Walled Garden by Jan Robert Leegte | Spatial view with ENS collector identity
In the evolving topography of generative art, Jan Robert Leegte continues to excavate the foundational structures that shape how we see, own, and inhabit digital space. His latest work, Walled Garden, curated by Fakewhale, unfolds as an immersive, photorealistic environment distributed across 150 Ethereum-based NFT editions. Each edition functions as a fixed perspective into a shared digital garden, recalibrating the idea of ownership as spatial participation within a larger generative system.
Built in JavaScript using Houdini and Babylon.js, Walled Garden presents a single, living environment experienced through discrete openings, viewports cut into a circular architectural wall. Each NFT corresponds to one of these vantage points, assigning a specific location within the structure of the work. Ownership emerges as a matter of place, defined by relational geometry.
“Ownership becomes positional,” Leegte explains. “You’re not just holding a token, you’re taking a place.”
This spatial reframing of the collector’s role extends Leegte’s earlier project, Web (2023), in which 1,000 hyperlinked NFTs formed a distributed, contract-based network. With Walled Garden, the logic becomes more intimate and more architectural. Collectors engage with a system where perspective arises through structure. The collector holds a view, inscribed within a precise orientation. A presence shaped by alignment.

Walled Garden by Jan Robert Leegte | Collector view with ENS identity overlay
The gesture activates multiple dimensions: ecological simulation, networked identity, and the material memory of interfaces. At the center of the garden stands a sculptural scrollbar, a cryptic remnant rendered in high-resolution 3D, part relic, part interface, part conceptual fulcrum. It carries symbolic weight while remaining embedded within the spatial system.
“To me, the scrollbar is the nude in Étant donnés,” Leegte offers. “It links back to something outside the wall. But it’s also a poetic gesture.”
Throughout the project, the threshold between visibility and tactility defines the entire experience. The garden remains inaccessible yet fully constructed. Each NFT acts as a viewport, a frame charged with both observational and performative energy. Names and wallet addresses appear directly in the frame, linking ownership to visibility and placing the viewer within the scene itself.

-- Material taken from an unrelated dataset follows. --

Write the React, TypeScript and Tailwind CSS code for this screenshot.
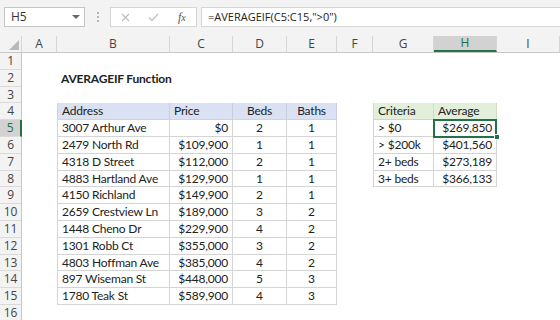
import React from "react";

const W = [22, 35, 113, 63, 54, 50, 36, 61, 63, 63];
const LETTERS = ["A", "B", "C", "D", "E", "F", "G", "H", "I"];

const data: [string, string, string, string][] = [
  ["3007 Arthur Ave", "$0", "2", "1"],
  ["2479 North Rd", "$109,900", "1", "1"],
  ["4318 D Street", "$112,000", "2", "1"],
  ["4883 Hartland Ave", "$129,900", "1", "1"],
  ["4150 Richland", "$149,900", "2", "1"],
  ["2659 Crestview Ln", "$189,000", "3", "2"],
  ["1448 Cheno Dr", "$229,900", "4", "2"],
  ["1301 Robb Ct", "$355,000", "3", "2"],
  ["4803 Hoffman Ave", "$385,000", "4", "2"],
  ["897 Wiseman St", "$448,000", "5", "3"],
  ["1780 Teak St", "$589,900", "4", "3"],
];

const crit: [string, string][] = [
  ["> $0", "$269,850"],
  ["> $200k", "$401,560"],
  ["2+ beds", "$273,189"],
  ["3+ beds", "$366,133"],
];

const font = { fontFamily: "Lato, 'Open Sans', sans-serif", letterSpacing: "-0.2px" };
const uiFont = { fontFamily: "'Open Sans', 'Noto Sans', sans-serif" };

const SHORT = new Set([3, 8, 13]);

function Cell({
  w,
  h,
  children,
  className = "",
}: {
  w: number;
  h: number;
  children?: React.ReactNode;
  className?: string;
}) {
  return (
    <div
      className={`shrink-0 flex items-center overflow-visible whitespace-nowrap text-[12px] text-[#222] ${className}`}
      style={{ width: w, height: h }}
    >
      {children}
    </div>
  );
}

function Row({ n }: { n: number }) {
  const h = SHORT.has(n) ? 16 : 17;
  const cells: React.ReactNode[] = [];
  const sel = n === 5;
  cells.push(
    <div
      key="rh"
      className={`shrink-0 flex items-center justify-center text-[12px] border-b border-[#dadada] ${
        sel ? "bg-[#d2d2d2] border-r-2 border-r-[#217346] text-[#217346]" : "bg-[#f3f3f3] border-r border-r-[#c6c6c6] text-[#444]"
      }`}
      style={{ width: W[0], height: h, ...uiFont }}
    >
      {n}
    </div>
  );
  cells.push(<Cell key="a" w={W[1]} h={h} />);
  const tb = "border-b border-r border-[#d4d4d4]";
  if (n === 2) {
    cells.push(
      <Cell key="b" w={W[2]} h={h} className="pl-[4px] font-bold">
        AVERAGEIF Function
      </Cell>
    );
    for (let i = 3; i <= 9; i++) cells.push(<Cell key={i} w={W[i]} h={h} />);
  } else if (n === 4) {
    const hb = "bg-[#d9e1f2] border-r border-[#c8cfdc] border-b border-b-[#d4d4d4]";
    cells.push(<Cell key="b" w={W[2]} h={h} className={`${hb} border-l border-l-[#d4d4d4] pl-[4px]`}>Address</Cell>);
    cells.push(<Cell key="c" w={W[3]} h={h} className={`${hb} pl-[4px]`}>Price</Cell>);
    cells.push(<Cell key="d" w={W[4]} h={h} className={`${hb} justify-center`}>Beds</Cell>);
    cells.push(<Cell key="e" w={W[5]} h={h} className={`${hb} justify-center`}>Baths</Cell>);
    cells.push(<Cell key="f" w={W[6]} h={h} />);
    const gb = "bg-[#e2efda] border-r border-[#cfdcc6] border-b border-b-[#d4d4d4]";
    cells.push(<Cell key="g" w={W[7]} h={h} className={`${gb} border-l border-l-[#d4d4d4] pl-[4px]`}>Criteria</Cell>);
    cells.push(<Cell key="h" w={W[8]} h={h} className={`${gb} pl-[4px]`}>Average</Cell>);
    cells.push(<Cell key="i" w={W[9]} h={h} />);
  } else if (n >= 5 && n <= 15) {
    const d = data[n - 5];
    cells.push(<Cell key="b" w={W[2]} h={h} className={`${tb} border-l pl-[4px]`}>{d[0]}</Cell>);
    cells.push(<Cell key="c" w={W[3]} h={h} className={`${tb} justify-end pr-[4px]`}>{d[1]}</Cell>);
    cells.push(<Cell key="d" w={W[4]} h={h} className={`${tb} justify-center`}>{d[2]}</Cell>);
    cells.push(<Cell key="e" w={W[5]} h={h} className={`${tb} justify-center`}>{d[3]}</Cell>);
    cells.push(<Cell key="f" w={W[6]} h={h} />);
    if (n <= 8) {
      const c = crit[n - 5];
      cells.push(<Cell key="g" w={W[7]} h={h} className={`${tb} border-l pl-[4px]`}>{c[0]}</Cell>);
      if (sel) {
        cells.push(
          <Cell key="h" w={W[8]} h={h} className={`${tb} relative justify-end pr-[4px]`}>
            <div className="absolute left-[-1px] top-[-1px] w-[64px] h-[19px] border-2 border-[#217346] pointer-events-none" />
            <div className="absolute right-[-4px] bottom-[-4px] w-[6px] h-[6px] bg-[#217346] border border-white z-10" />
            {c[1]}
          </Cell>
        );
      } else {
        cells.push(<Cell key="h" w={W[8]} h={h} className={`${tb} justify-end pr-[4px]`}>{c[1]}</Cell>);
      }
    } else {
      cells.push(<Cell key="g" w={W[7]} h={h} />);
      cells.push(<Cell key="h" w={W[8]} h={h} />);
    }
    cells.push(<Cell key="i" w={W[9]} h={h} />);
  } else {
    for (let i = 2; i <= 9; i++) cells.push(<Cell key={i} w={W[i]} h={h} />);
  }
  return <div className="flex" style={font}>{cells}</div>;
}

export default function App() {
  return (
    <div className="w-[560px] h-[320px] overflow-hidden bg-white">
      <div className="h-[36px] bg-[#f3f3f3] flex items-start pt-[7px] pl-[4px]" style={uiFont}>
        <div className="w-[81px] h-[20px] bg-white border border-[#c6c6c6] flex items-center justify-between pl-[6px] pr-[4px]">
          <span className="text-[12px] text-[#333]">H5</span>
          <svg width="8" height="5" viewBox="0 0 8 5">
            <path d="M0 0 L8 0 L4 4 Z" fill="#666" />
          </svg>
        </div>
        <div className="w-[25px] h-[20px] flex flex-col items-center justify-center gap-[2px]">
          <div className="w-[2px] h-[2px] bg-[#b5b5b5]" />
          <div className="w-[2px] h-[2px] bg-[#b5b5b5]" />
          <div className="w-[2px] h-[2px] bg-[#b5b5b5]" />
        </div>
        <div className="w-[87px] h-[20px] bg-white border border-[#d6d6d6] flex items-center">
          <div className="w-[29px] flex justify-center">
            <svg width="9" height="9" viewBox="0 0 9 9">
              <path d="M1 1 L8 8 M8 1 L1 8" stroke="#bcbcbc" strokeWidth="1.2" />
            </svg>
          </div>
          <div className="w-[29px] flex justify-center">
            <svg width="11" height="9" viewBox="0 0 11 9">
              <path d="M1 4.5 L4 7.5 L10 1" stroke="#bcbcbc" strokeWidth="1.2" fill="none" />
            </svg>
          </div>
          <div className="w-[29px] flex justify-center">
            <span className="text-[12px] italic text-[#555]" style={{ fontFamily: "'Liberation Serif', serif" }}>
              f<span className="text-[10px]">x</span>
            </span>
          </div>
        </div>
        <div className="ml-[4px] flex-1 h-[20px] bg-white border border-[#d6d6d6] border-r-0 flex items-center pl-[6px]">
          <span className="text-[11px] text-[#222]">=AVERAGEIF(C5:C15,"&gt;0")</span>
        </div>
      </div>
      <div className="flex h-[17px] bg-[#f3f3f3] border-b border-[#c6c6c6]" style={uiFont}>
        <div className="shrink-0 relative border-r border-[#d6d6d6]" style={{ width: W[0] }}>
          <svg className="absolute right-[2px] bottom-[2px]" width="10" height="10" viewBox="0 0 10 10">
            <path d="M10 0 L10 10 L0 10 Z" fill="#b9b9b9" />
          </svg>
        </div>
        {LETTERS.map((l, i) => {
          const sel = l === "H";
          return (
            <div
              key={l}
              className={`shrink-0 flex items-center justify-center text-[12px] border-r border-[#d6d6d6] ${
                sel ? "bg-[#d2d2d2] border-b-2 border-b-[#217346] text-[#217346]" : "text-[#444]"
              }`}
              style={{ width: W[i + 1] }}
            >
              {l}
            </div>
          );
        })}
      </div>
      {Array.from({ length: 16 }, (_, i) => (
        <Row key={i} n={i + 1} />
      ))}
    </div>
  );
}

Viewport detail with ENS tag - Emily in the Rose Garden from the Teseida, ca 1460
Jan Robert Leegte | Workspace view in Houdini during the development of Walled Garden
“In The Garden, ownership implies visibility,” Leegte says. “You’re part of the scene, not just watching it.”
The structure brings social mechanics into the heart of the piece. The circular wall does not isolate. It provides orientation and relation. The system becomes its own interface, inviting gestures of attention, observation, and self-awareness. Exhibition and participation align within a singular frame.
Leegte’s work has long examined the ontology of nature mediated through the networked computer. His landscapes operate as systems of visibility, processed through code, protocol, and frame. The garden channels a romantic impulse without leaning into nostalgia. It uses simulated nature to construct a theatrical container. The viewer becomes part of that theatricality through architectural immersion.
“We still respond deeply to natural environments,” Leegte reflects. “The Garden taps into this longing… but that mediated nature also becomes theatrical. It sets a stage for the collector to perform in.”

“Viridarium Gymnasii Patavini Medicum”, engraving by Jo. Georgius, from the Commentarii by Jac. Phil. Tomasini (17th century)
With a background in sculpture, Leegte engages the screen as a tactile limit. His earlier pieces, scrollbar sculptures and button drawings, treat interfaces as sculptural elements. Walled Garden extends that approach through immersion and spatial orchestration. The presence of the wall becomes a surface of reflection, both literal and conceptual.
“The screen seduces us, but also holds us at a distance,” Leegte says. “That distance brings the digital experience back into material terms.”
Fully integrated into Web3, Walled Garden proposes a new direction in digital art. The project advances a logic where generative systems define authorship, access, and orientation. The medium of the network operates as conceptual framework, not as aesthetic layer. The result is a structure that reshapes how collectors relate to space, signal, and presence.
Alongside Walled Garden, Leegte continues to develop parallel investigations. A blockchain-based project interacting with Web2 infrastructure and a generative audio environment are already in motion. His practice expands across platforms while remaining centered on the digital condition as compositional material.
“Mediated nature is one of the central threads in my work,” he affirms. “It ties into generative art, the structure of the internet, and our broader digital condition.”
In Walled Garden, this condition becomes architecture. Each edition operates as a spatial link. Each collector assumes a location. The work evolves as an ecosystem built through angles, frames, and attention.